In military news, 'American Sniper' Chris Kyle and WW II hero Ed Dyess received the Texas Medal of Honor on Wednesday, August 26. Texas Governor Greg Abbott posthumously awarded the highest military decoration that can be awarded to a member of the state or federal military forces by the State of Texas to the two men in a ceremony held on the front lawn of the Governor’s Mansion in Austin, TX.
The late Navy SEAL sniper Chris Kyle's widow, Taya Kyle, accepted the medal on her husband's behalf. The sister of Lt. Col. William “Ed” Dyess, a World War II veteran who died in 1943, accepted his Texas Legislative Medal of Honor on his behalf.

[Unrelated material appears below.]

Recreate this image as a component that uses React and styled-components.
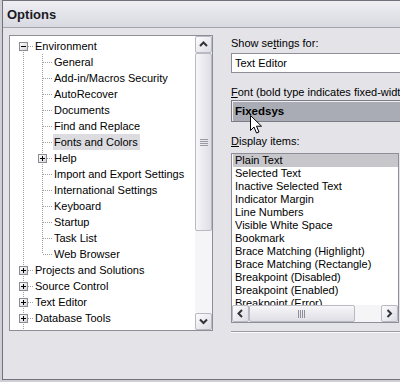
import React from 'react';
import styled, { createGlobalStyle } from 'styled-components';

const GlobalStyle = createGlobalStyle`
  html, body {
    margin: 0;
    padding: 0;
    overflow: hidden;
    background: #cfcfd5;
  }
  #root {
    width: 400px;
    height: 382px;
    overflow: hidden;
  }
  * {
    box-sizing: border-box;
  }
`;

const children = [
  'General',
  'Add-in/Macros Security',
  'AutoRecover',
  'Documents',
  'Find and Replace',
  'Fonts and Colors',
  'Help',
  'Import and Export Settings',
  'International Settings',
  'Keyboard',
  'Startup',
  'Task List',
  'Web Browser',
];

const roots = ['Projects and Solutions', 'Source Control', 'Text Editor', 'Database Tools', 'Debugging'];

const treeRows = [
  { label: 'Environment', cells: [{ bottom: true, branch: true, box: 'minus' }] },
  ...children.map((label, i) => ({
    label,
    selected: label === 'Fonts and Colors',
    cells: [
      { top: true, bottom: true },
      {
        top: true,
        bottom: i < children.length - 1,
        branch: true,
        box: label === 'Help' ? 'plus' : null,
      },
    ],
  })),
  ...roots.map(label => ({
    label,
    cells: [{ top: true, bottom: true, branch: true, box: 'plus' }],
  })),
];

const displayItems = [
  'Plain Text',
  'Selected Text',
  'Inactive Selected Text',
  'Indicator Margin',
  'Line Numbers',
  'Visible White Space',
  'Bookmark',
  'Brace Matching (Highlight)',
  'Brace Matching (Rectangle)',
  'Breakpoint (Disabled)',
  'Breakpoint (Enabled)',
  'Breakpoint (Error)',
  'Breakpoint (Warning)',
];

function Gutter({ top, bottom, branch, box }) {
  return (
    <GutterSvg width='19' height='16' shapeRendering='crispEdges'>
      {top && <line x1='9.5' y1='0' x2='9.5' y2='8' stroke='#a0a0a0' strokeDasharray='1 1' />}
      {bottom && <line x1='9.5' y1='8' x2='9.5' y2='16' stroke='#a0a0a0' strokeDasharray='1 1' />}
      {branch && <line x1='10' y1='8.5' x2='19' y2='8.5' stroke='#a0a0a0' strokeDasharray='1 1' />}
      {box && (
        <>
          <defs>
            <linearGradient id='boxFill' x1='0' y1='0' x2='1' y2='1'>
              <stop offset='0' stopColor='#ffffff' />
              <stop offset='1' stopColor='#d4d4d8' />
            </linearGradient>
          </defs>
          <rect x='5.5' y='4.5' width='8' height='8' fill='url(#boxFill)' stroke='#8a8a90' />
          <line x1='7' y1='8.5' x2='12' y2='8.5' stroke='#000' />
          {box === 'plus' && <line x1='9.5' y1='6' x2='9.5' y2='11' stroke='#000' />}
        </>
      )}
    </GutterSvg>
  );
}

function Chevron({ dir }) {
  const points = {
    up: '1,6 4.5,2.5 8,6',
    down: '1,2.5 4.5,6 8,2.5',
    left: '6,1 2.5,4.5 6,8',
    right: '2.5,1 6,4.5 2.5,8',
  }[dir];
  return (
    <svg width='9' height='9'>
      <polyline points={points} fill='none' stroke='#33333a' strokeWidth='2' />
    </svg>
  );
}

function Grip({ vertical }) {
  return vertical ? (
    <svg width='8' height='7' shapeRendering='crispEdges'>
      {[0.5, 2.5, 4.5, 6.5].map(y => (
        <line key={y} x1='0' y1={y} x2='8' y2={y} stroke={y % 2 ? '#9a9aa6' : '#fff'} />
      ))}
    </svg>
  ) : (
    <svg width='8' height='8' shapeRendering='crispEdges'>
      {[0.5, 2.5, 4.5, 6.5].map(x => (
        <line key={x} x1={x} y1='0' x2={x} y2='8' stroke='#8e8e9a' />
      ))}
    </svg>
  );
}

function Cursor() {
  return (
    <CursorSvg width='13' height='20'>
      <path
        d='M0.5 0.5 L0.5 15.5 L4 12 L6.5 18 L9 17 L6.5 11.2 L11.5 11.2 Z'
        fill='#fff'
        stroke='#000'
        strokeLinejoin='miter'
      />
    </CursorSvg>
  );
}

export default function App() {
  return (
    <>
      <GlobalStyle />
      <Window>
        <TitleBar>Options</TitleBar>
        <Body>
          <TreePanel>
            <TreeList>
              {treeRows.map(row => (
                <TreeRow key={row.label}>
                  {row.cells.map((cell, i) => (
                    <Gutter key={i} {...cell} />
                  ))}
                  <TreeLabel $selected={row.selected}>{row.label}</TreeLabel>
                </TreeRow>
              ))}
            </TreeList>
            <VScroll>
              <ScrollButton>
                <Chevron dir='up' />
              </ScrollButton>
              <VThumb>
                <Grip vertical />
              </VThumb>
              <Track />
              <ScrollButton>
                <Chevron dir='down' />
              </ScrollButton>
            </VScroll>
          </TreePanel>

          <Settings>
            <FieldLabel $top={1}>
              Show se<u>t</u>tings for:
            </FieldLabel>
            <TextBox>Text Editor</TextBox>
            <FieldLabel $top={12}>
              <u>F</u>ont (bold type indicates fixed-width fonts):
            </FieldLabel>
            <FontCombo>
              Fixedsys
              <Cursor />
            </FontCombo>
            <FieldLabel $top={12}>
              <u>D</u>isplay items:
            </FieldLabel>
            <ListBox>
              <ListItems>
                {displayItems.map((item, i) => (
                  <ListItem key={item} $selected={i === 0}>
                    {item}
                  </ListItem>
                ))}
              </ListItems>
              <HScroll>
                <ScrollButton>
                  <Chevron dir='left' />
                </ScrollButton>
                <HThumb>
                  <Grip />
                </HThumb>
                <Track />
                <ScrollButton>
                  <Chevron dir='right' />
                </ScrollButton>
              </HScroll>
            </ListBox>
            <Separator />
          </Settings>
        </Body>
      </Window>
    </>
  );
}

const Window = styled.div`
  display: flex;
  flex-direction: column;
  margin-left: 2px;
  width: 430px;
  height: 380px;
  border: 1px solid #72727c;
  background: #e3e3e8;
  font-family: 'Liberation Sans', Arial, sans-serif;
  font-size: 11px;
  color: #000;
`;

const TitleBar = styled.div`
  display: flex;
  align-items: center;
  height: 27px;
  padding: 1px 0 0 4px;
  border-bottom: 1px solid #a4a4ae;
  background: linear-gradient(#eeeef3, #d9d9e1);
  font-size: 13px;
  font-weight: bold;
  color: #1a1a22;
`;

const Body = styled.div`
  display: flex;
  align-items: flex-start;
  gap: 18px;
  padding: 7px 0 0 6px;
`;

const TreePanel = styled.div`
  display: flex;
  width: 207px;
  height: 296px;
  border: 1px solid #8e8e98;
  background: #fff;
`;

const TreeList = styled.div`
  flex: 1;
  overflow: hidden;
  padding: 2px 0 0 4px;
`;

const TreeRow = styled.div`
  display: flex;
  height: 16px;
`;

const GutterSvg = styled.svg`
  flex: none;
  display: block;
`;

const TreeLabel = styled.span`
  margin-left: 1px;
  padding: 0 2px 0 1px;
  line-height: 16px;
  white-space: nowrap;
  background: ${props => (props.$selected ? '#dcdce0' : 'transparent')};
`;

const VScroll = styled.div`
  display: flex;
  flex-direction: column;
  width: 17px;
  background: #f3f3f6;
`;

const ScrollButton = styled.div`
  display: flex;
  align-items: center;
  justify-content: center;
  flex: none;
  width: 17px;
  height: 17px;
  border: 1px solid #b9b9c4;
  border-radius: 2px;
  background: linear-gradient(135deg, #fdfdfe, #dcdce4);
`;

const VThumb = styled.div`
  display: flex;
  align-items: center;
  justify-content: center;
  height: 178px;
  border: 1px solid #b9b9c4;
  border-radius: 2px;
  background: linear-gradient(90deg, #f7f7f9, #dedee5);
`;

const Track = styled.div`
  flex: 1;
  background: #f5f5f7;
`;

const Settings = styled.div`
  display: flex;
  flex-direction: column;
  width: 200px;
`;

const FieldLabel = styled.div`
  height: 14px;
  margin-top: ${props => props.$top}px;
  line-height: 14px;
  white-space: nowrap;
  margin-bottom: ${props => (props.$top === 1 ? 3 : 1)}px;
`;

const TextBox = styled.div`
  height: 20px;
  padding-left: 3px;
  border: 1px solid #8e8e98;
  background: #fff;
  line-height: 18px;
`;

const FontCombo = styled.div`
  position: relative;
  height: 22px;
  padding-left: 3px;
  border: 1px solid #7c7c86;
  background: #a9acb4;
  box-shadow: inset 1px 1px 0 #eeeef2;
  font-size: 11.5px;
  font-weight: bold;
  line-height: 20px;
`;

const CursorSvg = styled.svg`
  position: absolute;
  left: 18px;
  top: 14px;
`;

const ListBox = styled.div`
  display: flex;
  flex-direction: column;
  width: 168px;
  height: 170px;
  margin-top: 4px;
  border: 1px solid #8e8e98;
  background: #fff;
`;

const ListItems = styled.div`
  flex: 1;
  overflow: hidden;
`;

const ListItem = styled.div`
  height: 13px;
  margin-left: 1px;
  padding-left: 2px;
  line-height: 13px;
  white-space: nowrap;
  background: ${props => (props.$selected ? '#c6c6cb' : 'transparent')};
`;

const HScroll = styled.div`
  display: flex;
  height: 17px;
  background: #f3f3f6;
`;

const HThumb = styled.div`
  display: flex;
  align-items: center;
  justify-content: center;
  width: 106px;
  border: 1px solid #b9b9c4;
  border-radius: 2px;
  background: linear-gradient(#f7f7f9, #dedee5);
`;

const Separator = styled.div`
  height: 2px;
  margin-top: 8px;
  border-top: 1px solid #9c9ca6;
  border-bottom: 1px solid #fbfbfc;
`;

Texas Governor Gregg Abbott was quoted in a press release as saying, "America is the brightest beacon of freedom the world has ever known because of all who have honorably worn the uniform of the mightiest military in the history of the world. For their remarkable valor and selfless service, it is my distinct honor to present the Texas Legislative Medal of Honor to Lt. Col. Ed Dyess and Chief Petty Officer Chris Kyle. We can never repay the debt we owe for the lives these men saved and the freedom they preserved, but today we honor their memory, their patriotism and their sacrifice."
A US Navy SEAL who served from 1999 to 2009, Chris Kyle was described by Gov. Abbott as a man who's conduct during and after his service in the Iraq war is “what has made America so incredibly great.” Kyle is currently known as the most successful sniper in American military history. According to his book American Sniper, he had 160 confirmed kills (which was from 255 claimed kills).
Prior to posthumously receiving the Texas Legislative Medal of Honor, 'American Sniper' Chris Kyle awarded some of the highest medals in the US military multiple times including the Bronze and Silver Star. Kyle was fatally shot in 2013 at a shooting range by US military veteran Eddie Routh - a man Kyle was trying to help.
William Edwin Dyess, World War II flier, was born Aug. 9, 1916, in Albany, Texas. After the Japanese attacked Pearl Harbor and began assaults on Bataan and Corregidor, Dyess was thrust into combat in the Asian Theater as commander of all flying squadrons on Bataan. On March 3, 1942, in Subic Bay he sank a Japanese ship and damaged shore installations.
As the enemy closed in, Dyess refused evacuation and remained with his men in the Philippines. On April 9, 1942, the American forces surrendered to the Japanese, and Dyess became a prisoner of war. He survived the horror of the Bataan Death March and imprisonment at camps O'Donnell and Cabanatuan and the Davao Penal Colony.
At Davao, Dyess and several other prisoners escaped on April 4, 1943. They contacted Filipino guerillas that led them to the submarine Trout on July 23. After returning home and staying in an army general hospital in Virginia to regain his health, Dyess was promoted to lieutenant colonel and resumed flying on Dec. 22, 1943. He was killed that day in Burbank, Calif., attempting an emergency landing and was buried in Albany.